◆ TASK PROMPT:
In the material below, identify each line bearing the word "page". Reproduce those lines.

◆ GIVEN DATA:
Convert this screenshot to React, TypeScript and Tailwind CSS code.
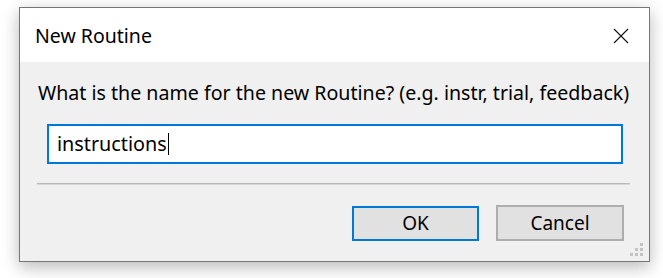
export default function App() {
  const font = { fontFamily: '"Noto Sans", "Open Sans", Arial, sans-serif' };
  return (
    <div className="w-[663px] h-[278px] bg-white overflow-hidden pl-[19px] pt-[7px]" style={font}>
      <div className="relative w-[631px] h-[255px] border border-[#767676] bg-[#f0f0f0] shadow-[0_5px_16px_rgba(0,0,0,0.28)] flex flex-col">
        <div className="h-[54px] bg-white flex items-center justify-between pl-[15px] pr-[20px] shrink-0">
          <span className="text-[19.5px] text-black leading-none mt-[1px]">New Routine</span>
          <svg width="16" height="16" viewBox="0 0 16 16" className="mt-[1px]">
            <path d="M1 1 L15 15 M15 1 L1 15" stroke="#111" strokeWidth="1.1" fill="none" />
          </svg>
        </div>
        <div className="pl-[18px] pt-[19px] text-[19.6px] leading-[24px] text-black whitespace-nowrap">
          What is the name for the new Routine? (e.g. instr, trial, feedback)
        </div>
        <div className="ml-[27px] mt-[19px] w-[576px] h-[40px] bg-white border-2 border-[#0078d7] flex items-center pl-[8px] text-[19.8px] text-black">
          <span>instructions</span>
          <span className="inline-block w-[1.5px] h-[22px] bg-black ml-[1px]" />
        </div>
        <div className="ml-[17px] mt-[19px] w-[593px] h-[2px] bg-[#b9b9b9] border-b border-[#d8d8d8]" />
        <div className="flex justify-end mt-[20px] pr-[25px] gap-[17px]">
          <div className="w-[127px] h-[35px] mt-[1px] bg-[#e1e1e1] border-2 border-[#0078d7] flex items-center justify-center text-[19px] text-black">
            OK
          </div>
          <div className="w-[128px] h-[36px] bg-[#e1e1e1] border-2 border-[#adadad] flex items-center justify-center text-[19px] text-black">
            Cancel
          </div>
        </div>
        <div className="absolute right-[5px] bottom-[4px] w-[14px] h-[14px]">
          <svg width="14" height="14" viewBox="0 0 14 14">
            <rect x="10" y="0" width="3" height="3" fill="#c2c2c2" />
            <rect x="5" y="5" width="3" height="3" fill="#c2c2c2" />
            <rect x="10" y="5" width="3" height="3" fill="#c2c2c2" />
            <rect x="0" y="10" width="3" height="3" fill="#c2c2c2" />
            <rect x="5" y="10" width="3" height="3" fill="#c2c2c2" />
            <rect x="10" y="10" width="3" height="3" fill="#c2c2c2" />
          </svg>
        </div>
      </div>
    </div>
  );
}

==

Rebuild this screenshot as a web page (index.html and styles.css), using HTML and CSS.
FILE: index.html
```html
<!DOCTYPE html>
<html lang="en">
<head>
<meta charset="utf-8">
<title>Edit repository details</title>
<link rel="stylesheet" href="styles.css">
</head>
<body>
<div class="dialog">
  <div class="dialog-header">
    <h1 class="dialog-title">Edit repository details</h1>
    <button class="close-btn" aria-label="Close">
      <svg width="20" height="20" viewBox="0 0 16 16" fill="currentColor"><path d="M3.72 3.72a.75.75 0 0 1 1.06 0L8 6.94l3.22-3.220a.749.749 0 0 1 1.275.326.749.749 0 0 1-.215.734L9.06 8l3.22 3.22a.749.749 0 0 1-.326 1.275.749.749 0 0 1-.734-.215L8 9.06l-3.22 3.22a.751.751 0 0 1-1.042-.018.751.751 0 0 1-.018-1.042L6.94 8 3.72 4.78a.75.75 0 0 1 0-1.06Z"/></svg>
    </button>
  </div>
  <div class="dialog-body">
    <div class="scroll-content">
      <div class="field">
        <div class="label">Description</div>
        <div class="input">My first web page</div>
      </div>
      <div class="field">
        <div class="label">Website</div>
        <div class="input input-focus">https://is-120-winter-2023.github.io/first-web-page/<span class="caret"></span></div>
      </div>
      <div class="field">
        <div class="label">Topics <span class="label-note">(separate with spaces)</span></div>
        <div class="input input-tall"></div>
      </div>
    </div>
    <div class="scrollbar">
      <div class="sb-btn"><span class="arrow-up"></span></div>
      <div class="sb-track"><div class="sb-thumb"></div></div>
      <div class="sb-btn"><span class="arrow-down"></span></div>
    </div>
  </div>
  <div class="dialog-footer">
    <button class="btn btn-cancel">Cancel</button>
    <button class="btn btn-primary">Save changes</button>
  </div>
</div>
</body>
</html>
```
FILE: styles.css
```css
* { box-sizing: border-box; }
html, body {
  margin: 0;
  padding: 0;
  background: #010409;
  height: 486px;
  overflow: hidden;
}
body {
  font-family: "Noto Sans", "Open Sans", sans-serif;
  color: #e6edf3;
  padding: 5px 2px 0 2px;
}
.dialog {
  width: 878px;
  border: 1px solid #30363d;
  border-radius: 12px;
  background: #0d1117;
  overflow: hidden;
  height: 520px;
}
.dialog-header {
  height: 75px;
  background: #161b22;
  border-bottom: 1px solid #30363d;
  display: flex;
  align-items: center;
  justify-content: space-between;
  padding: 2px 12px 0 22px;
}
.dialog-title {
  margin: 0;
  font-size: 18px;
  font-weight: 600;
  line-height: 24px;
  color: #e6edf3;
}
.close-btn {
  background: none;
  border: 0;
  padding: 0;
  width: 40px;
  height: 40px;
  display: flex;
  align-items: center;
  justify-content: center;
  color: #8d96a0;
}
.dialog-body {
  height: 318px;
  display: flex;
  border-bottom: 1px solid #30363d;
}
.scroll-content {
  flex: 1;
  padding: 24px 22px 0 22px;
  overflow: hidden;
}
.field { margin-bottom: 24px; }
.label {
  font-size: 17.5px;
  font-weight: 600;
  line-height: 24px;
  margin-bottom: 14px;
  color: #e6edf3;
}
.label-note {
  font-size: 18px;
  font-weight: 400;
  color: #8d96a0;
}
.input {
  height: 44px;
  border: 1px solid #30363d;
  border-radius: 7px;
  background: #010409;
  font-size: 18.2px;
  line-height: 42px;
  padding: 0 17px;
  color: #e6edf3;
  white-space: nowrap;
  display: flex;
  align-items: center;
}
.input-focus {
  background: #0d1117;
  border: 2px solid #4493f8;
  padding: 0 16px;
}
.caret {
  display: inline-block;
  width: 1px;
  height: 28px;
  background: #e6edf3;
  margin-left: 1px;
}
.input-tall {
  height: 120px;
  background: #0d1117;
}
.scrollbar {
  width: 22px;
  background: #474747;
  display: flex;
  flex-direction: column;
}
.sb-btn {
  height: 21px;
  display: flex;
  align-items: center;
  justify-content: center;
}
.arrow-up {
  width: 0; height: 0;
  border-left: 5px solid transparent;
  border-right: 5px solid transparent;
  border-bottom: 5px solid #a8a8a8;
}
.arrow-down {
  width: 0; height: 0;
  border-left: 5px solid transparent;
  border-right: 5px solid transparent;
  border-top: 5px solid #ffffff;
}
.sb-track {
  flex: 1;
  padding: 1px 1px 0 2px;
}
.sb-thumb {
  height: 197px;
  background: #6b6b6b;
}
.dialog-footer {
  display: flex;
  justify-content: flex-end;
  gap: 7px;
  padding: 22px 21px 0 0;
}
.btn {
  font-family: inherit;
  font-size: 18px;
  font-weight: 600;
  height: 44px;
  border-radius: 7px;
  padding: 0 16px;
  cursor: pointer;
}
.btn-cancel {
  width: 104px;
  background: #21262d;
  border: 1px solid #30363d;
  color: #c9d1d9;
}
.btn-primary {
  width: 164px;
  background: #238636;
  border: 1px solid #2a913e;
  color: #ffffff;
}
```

◆ TASK SOLUTION:
Rebuild this screenshot as a web page (index.html and styles.css), using HTML and CSS.
        <div class="input">My first web page</div>
        <div class="input input-focus">https://is-120-winter-2023.github.io/first-web-page/<span class="caret"></span></div>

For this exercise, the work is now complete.